Has anyone compared these to the foundry rocko mountain.


----------



## Jony (Sep 8, 2017)

Was going to ask you that same question, CC not ordered any yet.


----------



## ken0062 (May 19, 2017)

Jony said:


> Was going to ask you that same question, CC not ordered any yet.


 Sorry not ordered any foundry yet thought I would give them a try with my usual CC order.


----------



## Mrboots2u (May 10, 2013)

ken0062 said:


> Sorry not ordered any foundry yet thought I would give them a try with my usual CC order.


 If you think CC is funky then Foundary will tear you a new one


----------



## Jacko112 (Oct 29, 2015)

The CC RM is really good


----------



## MediumRoastSteam (Jul 7, 2015)

ken0062 said:


> Going through some coffee compass rocko mountain at the moment, not quite made my mind up about it probably a bit funky, boozy for my liking.
> Has anyone compared these to the foundry rocko mountain.


I had them recently. Didn't think anything of it to be honest. I also had Foundry's before, a while back, and I think Foundry's have "funkiness" whereas CC's not as much, IMO.


----------



## ken0062 (May 19, 2017)

Starting to enjoy the CC one now i have got the extraction better by pulling the shot a bit longer, think I am going to have to get hold of some foundry soon to compare.


----------



## Jacko112 (Oct 29, 2015)

I've been thinking the same thing. Be interesting to compare


----------



## hotmetal (Oct 31, 2013)

Foundry RM has been my go to for a few years now. They do change from one year to the next of course. I think last year's was a tad funkier and boozier than this year's, but always great.

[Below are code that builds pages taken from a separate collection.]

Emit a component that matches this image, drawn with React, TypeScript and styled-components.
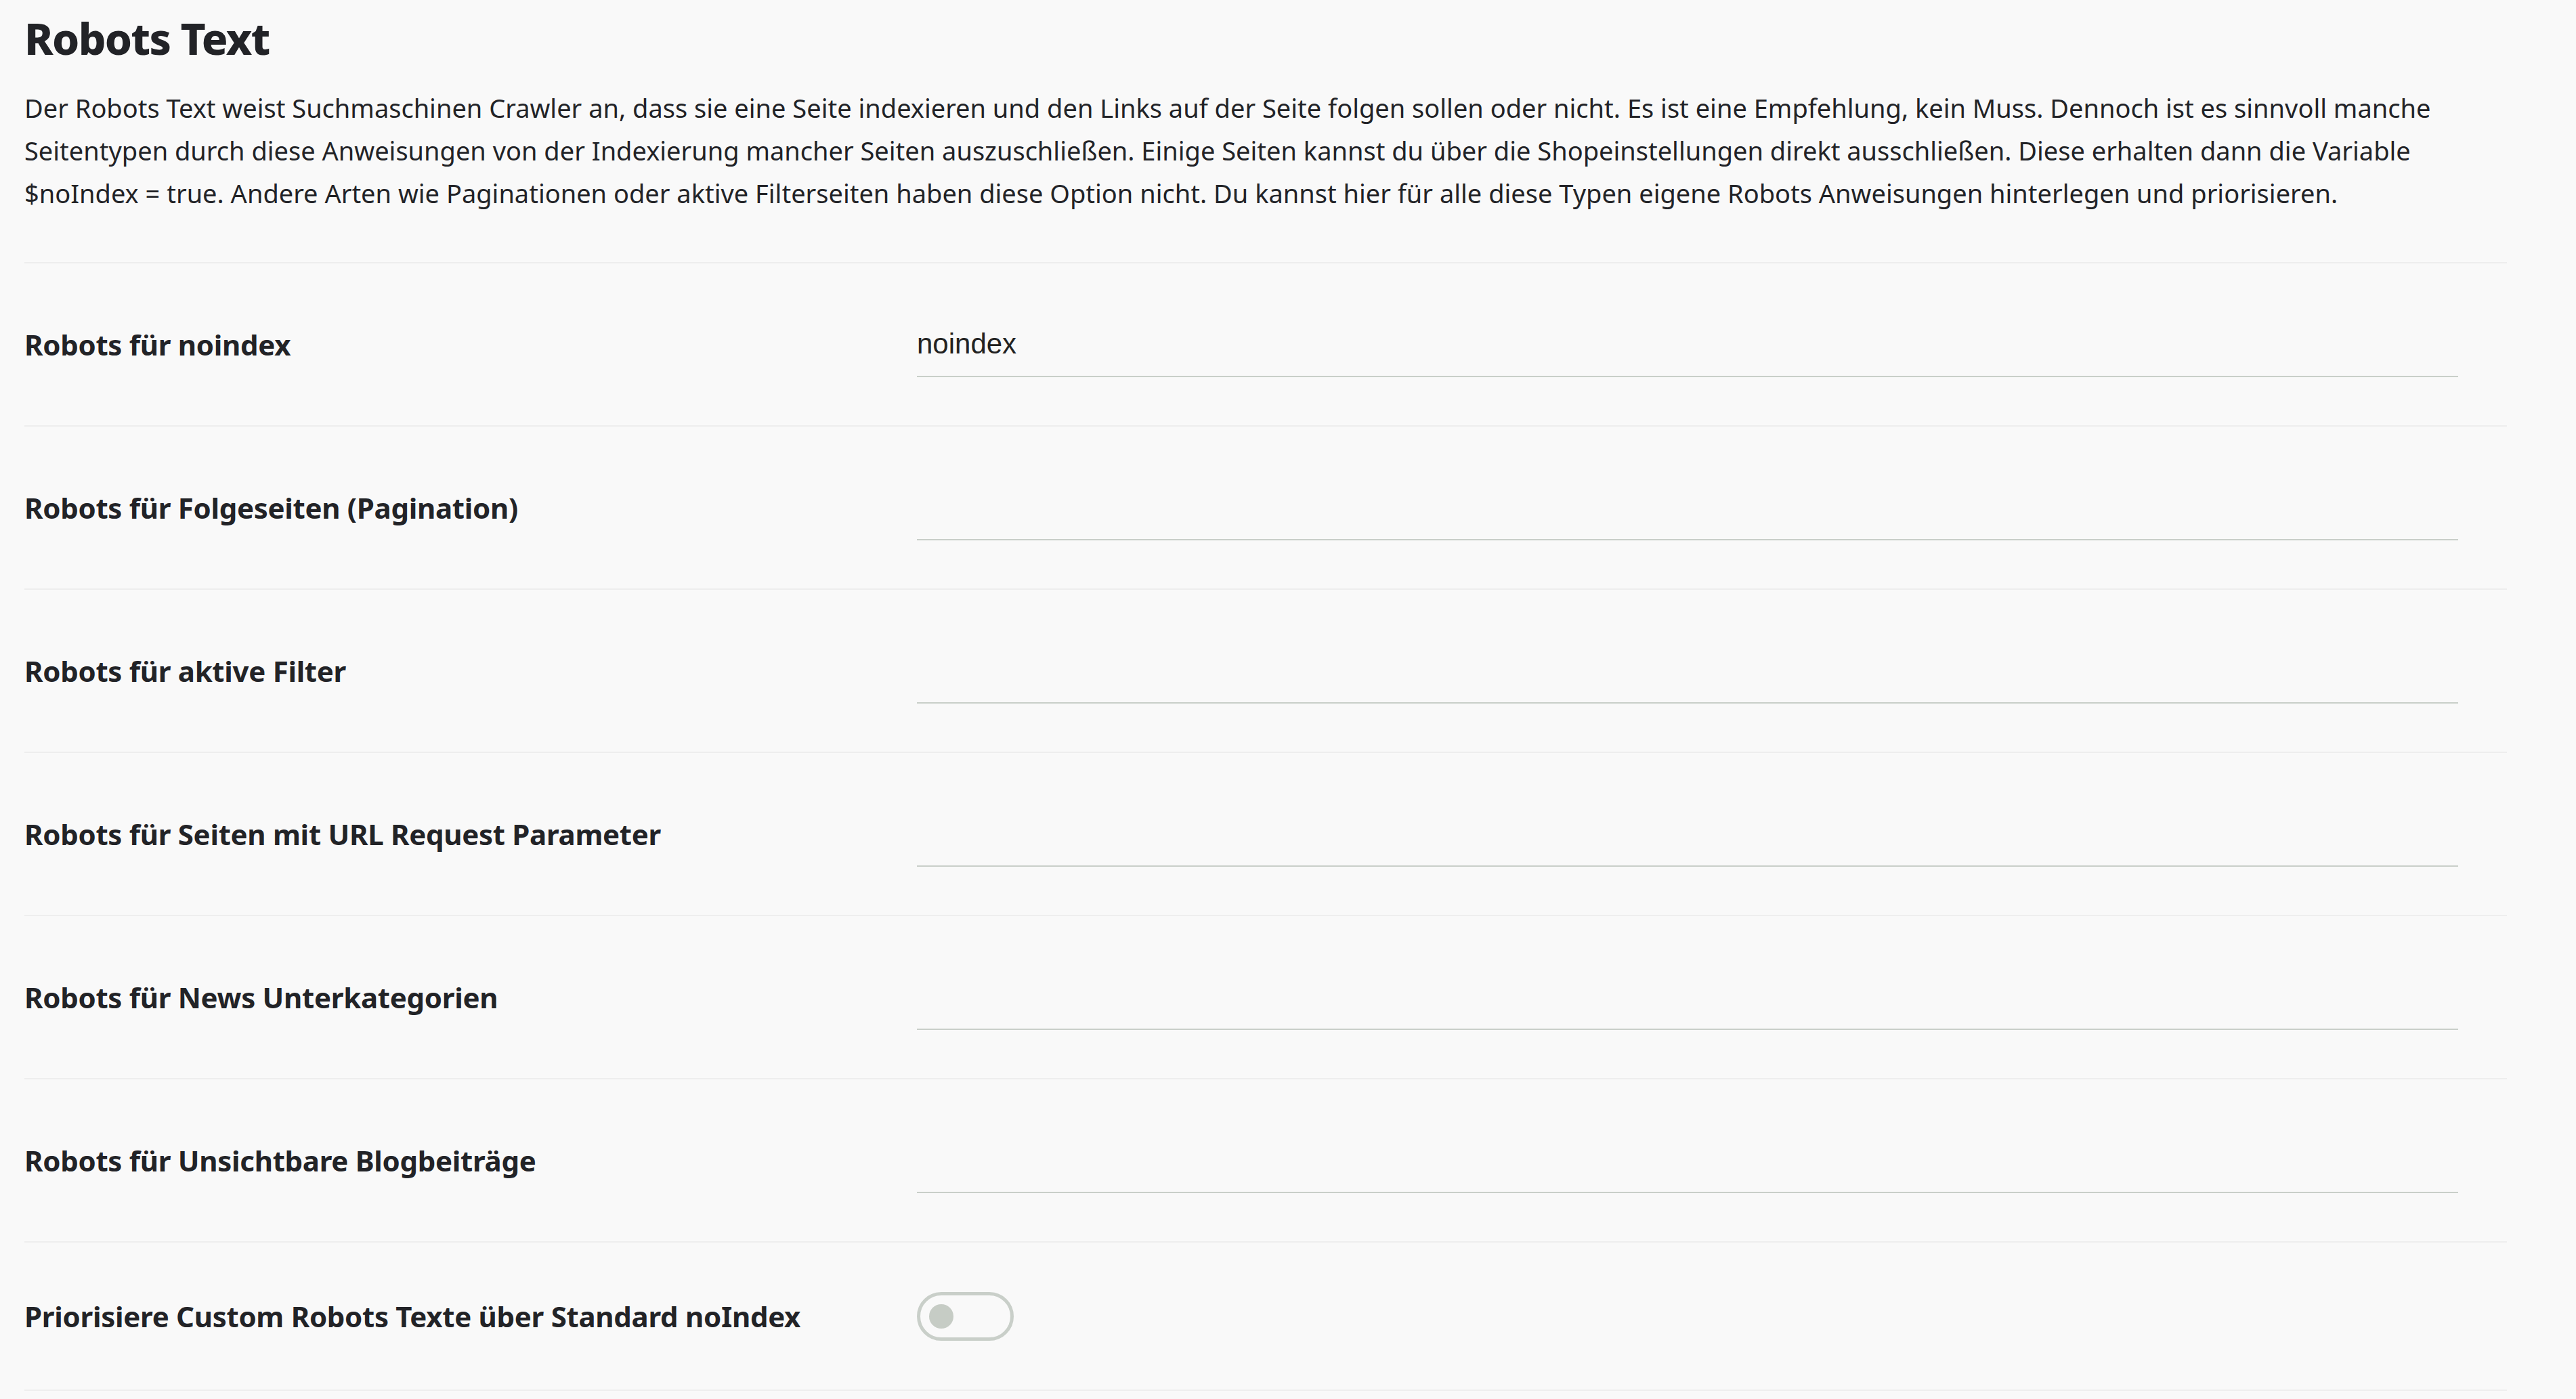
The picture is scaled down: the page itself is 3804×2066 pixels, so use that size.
import * as React from "react"
import styled, { createGlobalStyle } from "styled-components"

const GlobalStyle = createGlobalStyle`
    html, body {
        margin: 0;
        padding: 0;
        background: #f9f9f9;
    }

    body {
        font-family: "Noto Sans", "Open Sans", sans-serif;
        color: #222327;
    }
`

const Page = styled.div`
    width: 3666px;
    padding: 0 0 0 36px;
`

const Title = styled.h1`
    margin: 0;
    padding-top: 12px;
    font-size: 64px;
    line-height: 90px;
    font-weight: 800;
    letter-spacing: -1.6px;
`

const Intro = styled.p`
    margin: 26px 0 0;
    font-size: 38px;
    line-height: 63px;
    font-weight: 400;
    padding-bottom: 70px;
`

const Row = styled.div<{ $compact?: boolean }>`
    display: grid;
    grid-template-columns: 1318px 2276px;
    align-items: center;
    height: ${p => (p.$compact ? 217 : 239)}px;
    border-top: 2px solid #eeeeee;

    &:last-child {
        border-bottom: 2px solid #eeeeee;
    }
`

const Label = styled.label`
    font-size: 42px;
    font-weight: 700;
    letter-spacing: -0.3px;
`

const TextInput = styled.input`
    box-sizing: border-box;
    width: 100%;
    height: 96px;
    padding: 0;
    border: none;
    border-bottom: 2px solid #c9cfc9;
    background: transparent;
    outline: none;
    font-family: "Liberation Sans", Arial, sans-serif;
    font-size: 42px;
    color: #222;
`

const Toggle = styled.span`
    box-sizing: border-box;
    display: inline-flex;
    align-items: center;
    width: 143px;
    height: 72px;
    padding-left: 13px;
    border: 5px solid #c9cfc9;
    border-radius: 36px;
    background: transparent;
`

const Knob = styled.span`
    width: 36px;
    height: 36px;
    border-radius: 50%;
    background: #c6ccc5;
`

const introLines = [
    "Der Robots Text weist Suchmaschinen Crawler an, dass sie eine Seite indexieren und den Links auf der Seite folgen sollen oder nicht. Es ist eine Empfehlung, kein Muss. Dennoch ist es sinnvoll manche",
    "Seitentypen durch diese Anweisungen von der Indexierung mancher Seiten auszuschließen. Einige Seiten kannst du über die Shopeinstellungen direkt ausschließen. Diese erhalten dann die Variable",
    "$noIndex = true. Andere Arten wie Paginationen oder aktive Filterseiten haben diese Option nicht. Du kannst hier für alle diese Typen eigene Robots Anweisungen hinterlegen und priorisieren.",
]

const fields = [
    { label: "Robots für noindex", value: "noindex" },
    { label: "Robots für Folgeseiten (Pagination)", value: "" },
    { label: "Robots für aktive Filter", value: "" },
    { label: "Robots für Seiten mit URL Request Parameter", value: "" },
    { label: "Robots für News Unterkategorien", value: "" },
    { label: "Robots für Unsichtbare Blogbeiträge", value: "" },
]

export default function App() {
    return (
        <Page>
            <GlobalStyle />
            <Title>Robots Text</Title>
            <Intro>
                {introLines.map((line, i) => (
                    <React.Fragment key={i}>
                        {line}
                        {i < introLines.length - 1 && <br />}
                    </React.Fragment>
                ))}
            </Intro>
            <div>
                {fields.map(f => (
                    <Row key={f.label}>
                        <Label>{f.label}</Label>
                        <TextInput defaultValue={f.value} />
                    </Row>
                ))}
                <Row $compact>
                    <Label>Priorisiere Custom Robots Texte über Standard noIndex</Label>
                    <Toggle>
                        <Knob />
                    </Toggle>
                </Row>
            </div>
        </Page>
    )
}
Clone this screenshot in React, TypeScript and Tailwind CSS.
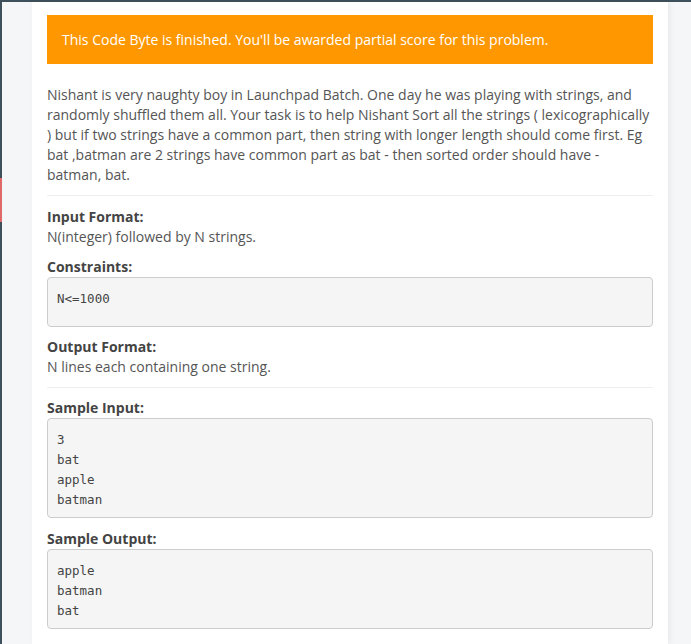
const sans = { fontFamily: '"Open Sans", "Liberation Sans", sans-serif' };

function Heading({ children }: { children: React.ReactNode }) {
    return <h4 className="text-[14px] leading-[20px] font-bold text-[#444]">{children}</h4>;
}

function Pre({ lines, tall }: { lines: string[]; tall?: boolean }) {
    return (
        <pre
            className={`bg-[#f5f5f5] border border-[#ccc] rounded-[4px] px-[9px] pt-[11px] pb-[7px] text-[12.5px] leading-[20px] text-[#444] font-['DejaVu_Sans_Mono','Liberation_Mono',monospace] ${tall ? "h-[50px]" : ""}`}
        >
            {lines.join("\n")}
        </pre>
    );
}

export default function App() {
    return (
        <div className="h-screen w-full flex flex-col bg-[#3e505b]" style={sans}>
            <div className="h-[2px] shrink-0" />
            <div className="flex flex-1 min-h-0">
                <div className="w-[2px] shrink-0 flex flex-col">
                    <div className="h-[176px]" />
                    <div className="h-[44px] bg-[#e06a6a]" />
                </div>
                <div className="flex-1 bg-[#f5f6f7] pl-[30px] flex">
                    <div className="w-[636px] bg-white px-[15px] pt-[13px] shadow-[2px_0_6px_rgba(0,0,0,0.06)]">
                        <div className="bg-[#ff9800] h-[49px] pl-[15px] flex items-center text-white text-[14px] mb-[21px]">
                            This Code Byte is finished. You'll be awarded partial score for this problem.
                        </div>

                        <p className="text-[14px] leading-[20px] text-[#555]">
                            Nishant is very naughty boy in Launchpad Batch. One day he was playing with strings, and randomly shuffled them all. Your task is to help Nishant Sort all the strings ( lexicographically ) but if two strings have a common part, then string with longer length should come first. Eg bat ,batman are 2 strings have common part as bat - then sorted order should have - batman, bat.
                        </p>

                        <hr className="border-t border-[#eee] mt-[10px] mb-[11px]" />

                        <Heading>Input Format:</Heading>
                        <p className="text-[14px] leading-[20px] text-[#555]">N(integer) followed by N strings.</p>

                        <div className="mt-[10px]">
                            <Heading>Constraints:</Heading>
                            <Pre lines={["N<=1000"]} tall />
                        </div>

                        <div className="mt-[10px]">
                            <Heading>Output Format:</Heading>
                            <p className="text-[14px] leading-[20px] text-[#555]">N lines each containing one string.</p>
                        </div>

                        <hr className="border-t border-[#eee] mt-[10px] mb-[10px]" />

                        <Heading>Sample Input:</Heading>
                        <Pre lines={["3", "bat", "apple", "batman"]} />

                        <div className="mt-[11px]">
                            <Heading>Sample Output:</Heading>
                            <Pre lines={["apple", "batman", "bat"]} />
                        </div>
                    </div>
                </div>
            </div>
        </div>
    );
}
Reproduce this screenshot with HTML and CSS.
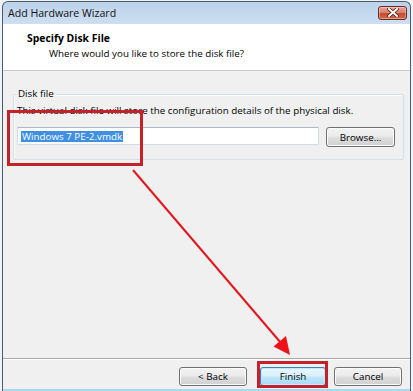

IIRC somebody here did buy some Rocko from about 4-5 different roasters (Foundry, Avenue, Cartwheel, ?) a few years back and did a subjective 'review'. I can't remember the outcome apart from that they were all good but different, and the net result being that a lot of good coffee was enjoyed along the way, so worth trying different suppliers. Alas Avenue had to close.

___
Eat, drink and be merry


----------



## PPapa (Oct 24, 2015)

hotmetal said:


> Foundry RM has been my go to for a few years now. They do change from one year to the next of course. I think last year's was a tad funkier and boozier than this year's, but always great.
> 
> IIRC somebody here did buy some Rocko from about 4-5 different roasters (Foundry, Avenue, Cartwheel, ?) a few years back and did a subjective 'review'. I can't remember the outcome apart from that they were all good but different, and the net result being that a lot of good coffee was enjoyed along the way, so worth trying different suppliers. Alas Avenue had to close.
> 
> ...


I had Rocko Mountain from Avenue, Foundry and Jolly Bean at the very least. Avenue won my vote that time and I'm still upset they closed down







.

https://coffeeforums.co.uk/topic/28112-roaster-comparison-rocko-mountain-reserve/

I don't think Rocko is the same as it was years back and with more natural Rwandans cropping up, I kind of lost the love for Rocko.


----------



## hotmetal (Oct 31, 2013)

Thanks for digging out the original thread - yes it was Dallah, and apologies to jolly bean for forgetting him! I do still love Rocko even though it seems less 'in yer face' these days (could also be me becoming over familiar with it). Will check out some natural Rwanda some time.

___
Eat, drink and be merry


----------



## catpuccino (Jan 5, 2019)

It's back.

https://foundrycoffeeroasters.com/collections/coffee-beans/products/rocko-mountain-tariku-ethiopia


----------



## hotmetal (Oct 31, 2013)

Yes, and I've ordered a kilo as I think these will not last as long as previous years supplies. This is my go to coffee, but it would appear there's not so much around this time.

___
Eat, drink and be merry


----------



## J_Fo (Dec 24, 2017)

Oh no my freezer is already rammed and I got my LSOL today... Hope there's some left for me next month 🤞


----------



## Coffee by the Casuals (Sep 15, 2020)

Their newsletter said that they expect they have 2-3 months' worth, if that helps.


----------



## tripleshot (Jun 3, 2020)

I just finished my first ever 250g of this and flavour wise it's delicious (I see Foundry are all out now, shame). I did struggle with the extraction - had to grind quite fine but extraction still quite uneven. I used 18g dose pulling around 40g out and noticed it needs a lot less milk than other coffees. What brew recipes are other people using? Should I have picked a 15g dose to help the flow be more even? Anyone else had inconsistent extractions (I'm making an assumption based on colour that this is a light roast)


----------



## RobW (Dec 24, 2017)

tripleshot said:


> I just finished my first ever 250g of this and flavour wise it's delicious (I see Foundry are all out now, shame). I did struggle with the extraction - had to grind quite fine but extraction still quite uneven. I used 18g dose pulling around 40g out and noticed it needs a lot less milk than other coffees. What brew recipes are other people using? Should I have picked a 15g dose to help the flow be more even? Anyone else had inconsistent extractions (I'm making an assumption based on colour that this is a light roast)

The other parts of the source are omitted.